→ **The exercise**: Return, without pictures, the lines from the start of the data through the one that contains "const field = 'h-[17px]".

## START

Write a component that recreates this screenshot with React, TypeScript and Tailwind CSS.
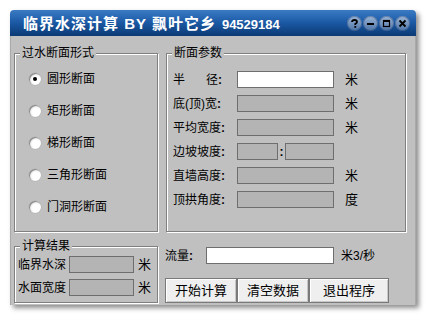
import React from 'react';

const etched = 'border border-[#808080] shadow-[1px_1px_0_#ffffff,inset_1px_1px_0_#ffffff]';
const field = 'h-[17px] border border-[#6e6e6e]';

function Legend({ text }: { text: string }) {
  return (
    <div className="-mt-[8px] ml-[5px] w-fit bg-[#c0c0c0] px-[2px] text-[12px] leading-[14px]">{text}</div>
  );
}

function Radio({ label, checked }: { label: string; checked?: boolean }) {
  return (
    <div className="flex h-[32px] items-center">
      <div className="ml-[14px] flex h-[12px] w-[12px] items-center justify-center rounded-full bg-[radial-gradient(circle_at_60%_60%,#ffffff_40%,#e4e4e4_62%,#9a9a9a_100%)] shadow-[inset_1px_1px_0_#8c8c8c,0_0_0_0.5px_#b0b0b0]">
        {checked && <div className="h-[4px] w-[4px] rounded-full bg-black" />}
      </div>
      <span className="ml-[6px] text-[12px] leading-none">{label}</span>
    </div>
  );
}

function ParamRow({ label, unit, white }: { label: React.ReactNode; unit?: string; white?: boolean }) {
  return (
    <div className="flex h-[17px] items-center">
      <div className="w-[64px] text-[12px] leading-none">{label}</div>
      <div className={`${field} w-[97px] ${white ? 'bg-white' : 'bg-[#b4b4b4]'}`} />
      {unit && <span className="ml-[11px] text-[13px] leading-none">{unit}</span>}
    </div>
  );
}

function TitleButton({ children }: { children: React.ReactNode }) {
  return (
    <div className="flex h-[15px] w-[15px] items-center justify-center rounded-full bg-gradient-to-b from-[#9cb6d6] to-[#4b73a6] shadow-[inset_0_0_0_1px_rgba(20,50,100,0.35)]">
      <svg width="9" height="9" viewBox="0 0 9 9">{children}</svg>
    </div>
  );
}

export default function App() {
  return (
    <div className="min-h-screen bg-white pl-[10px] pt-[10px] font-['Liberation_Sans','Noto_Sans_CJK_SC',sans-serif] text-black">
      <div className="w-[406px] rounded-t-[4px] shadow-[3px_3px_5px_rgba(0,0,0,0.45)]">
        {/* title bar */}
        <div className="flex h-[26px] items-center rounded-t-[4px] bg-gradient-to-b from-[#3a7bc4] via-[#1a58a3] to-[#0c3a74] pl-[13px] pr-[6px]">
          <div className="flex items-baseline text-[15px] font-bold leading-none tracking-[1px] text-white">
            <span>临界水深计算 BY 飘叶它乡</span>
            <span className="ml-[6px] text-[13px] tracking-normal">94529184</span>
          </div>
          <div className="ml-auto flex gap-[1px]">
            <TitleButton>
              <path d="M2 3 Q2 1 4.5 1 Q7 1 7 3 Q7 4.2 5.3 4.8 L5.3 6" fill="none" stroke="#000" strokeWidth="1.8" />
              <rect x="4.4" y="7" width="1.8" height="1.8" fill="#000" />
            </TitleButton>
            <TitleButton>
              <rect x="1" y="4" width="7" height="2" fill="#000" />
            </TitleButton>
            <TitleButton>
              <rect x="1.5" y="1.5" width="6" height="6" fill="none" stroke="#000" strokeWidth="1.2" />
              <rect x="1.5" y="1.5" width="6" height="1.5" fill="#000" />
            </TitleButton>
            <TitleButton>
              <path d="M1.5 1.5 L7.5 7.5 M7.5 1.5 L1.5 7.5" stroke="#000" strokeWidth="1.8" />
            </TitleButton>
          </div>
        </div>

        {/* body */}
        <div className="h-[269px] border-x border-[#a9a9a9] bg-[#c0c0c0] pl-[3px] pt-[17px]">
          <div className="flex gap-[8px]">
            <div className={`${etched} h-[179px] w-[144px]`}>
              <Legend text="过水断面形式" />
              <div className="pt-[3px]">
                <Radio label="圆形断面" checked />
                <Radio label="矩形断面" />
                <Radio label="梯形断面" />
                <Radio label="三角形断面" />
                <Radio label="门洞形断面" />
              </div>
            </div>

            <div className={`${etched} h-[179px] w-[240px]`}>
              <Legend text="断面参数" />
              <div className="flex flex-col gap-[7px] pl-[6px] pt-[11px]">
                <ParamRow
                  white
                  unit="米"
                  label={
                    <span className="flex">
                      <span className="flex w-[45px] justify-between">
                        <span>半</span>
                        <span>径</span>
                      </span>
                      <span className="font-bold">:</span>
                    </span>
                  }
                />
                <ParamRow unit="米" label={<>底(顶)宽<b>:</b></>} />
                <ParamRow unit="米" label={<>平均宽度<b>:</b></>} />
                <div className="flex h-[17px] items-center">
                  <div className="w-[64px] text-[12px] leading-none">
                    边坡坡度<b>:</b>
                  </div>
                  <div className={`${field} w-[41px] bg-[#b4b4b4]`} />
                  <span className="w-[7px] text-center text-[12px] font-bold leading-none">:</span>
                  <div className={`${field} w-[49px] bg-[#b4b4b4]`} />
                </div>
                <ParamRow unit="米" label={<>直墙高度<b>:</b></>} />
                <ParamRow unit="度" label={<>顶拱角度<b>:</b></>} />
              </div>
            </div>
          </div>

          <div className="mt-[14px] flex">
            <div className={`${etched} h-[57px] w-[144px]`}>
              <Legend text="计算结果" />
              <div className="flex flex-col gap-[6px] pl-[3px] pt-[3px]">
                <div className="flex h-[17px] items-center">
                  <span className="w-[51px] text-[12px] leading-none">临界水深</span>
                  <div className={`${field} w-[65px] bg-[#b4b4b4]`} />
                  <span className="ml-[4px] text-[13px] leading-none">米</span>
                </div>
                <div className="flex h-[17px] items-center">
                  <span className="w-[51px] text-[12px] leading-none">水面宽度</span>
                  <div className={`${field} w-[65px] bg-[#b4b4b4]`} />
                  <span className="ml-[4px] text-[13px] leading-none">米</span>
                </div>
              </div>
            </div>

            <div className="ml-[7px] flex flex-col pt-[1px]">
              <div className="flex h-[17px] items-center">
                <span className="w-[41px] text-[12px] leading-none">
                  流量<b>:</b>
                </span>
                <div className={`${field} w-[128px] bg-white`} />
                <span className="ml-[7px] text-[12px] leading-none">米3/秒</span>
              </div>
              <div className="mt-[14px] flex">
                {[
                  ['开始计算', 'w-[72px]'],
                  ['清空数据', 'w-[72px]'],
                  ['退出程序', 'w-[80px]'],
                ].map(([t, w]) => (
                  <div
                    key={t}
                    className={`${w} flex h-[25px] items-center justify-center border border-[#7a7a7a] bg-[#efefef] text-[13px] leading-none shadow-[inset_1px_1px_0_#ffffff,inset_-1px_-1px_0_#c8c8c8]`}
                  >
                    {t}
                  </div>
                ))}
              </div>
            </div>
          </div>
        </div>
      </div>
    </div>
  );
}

## END

→ **Output**:
Write a component that recreates this screenshot with React, TypeScript and Tailwind CSS.
import React from 'react';

const etched = 'border border-[#808080] shadow-[1px_1px_0_#ffffff,inset_1px_1px_0_#ffffff]';
const field = 'h-[17px] border border-[#6e6e6e]';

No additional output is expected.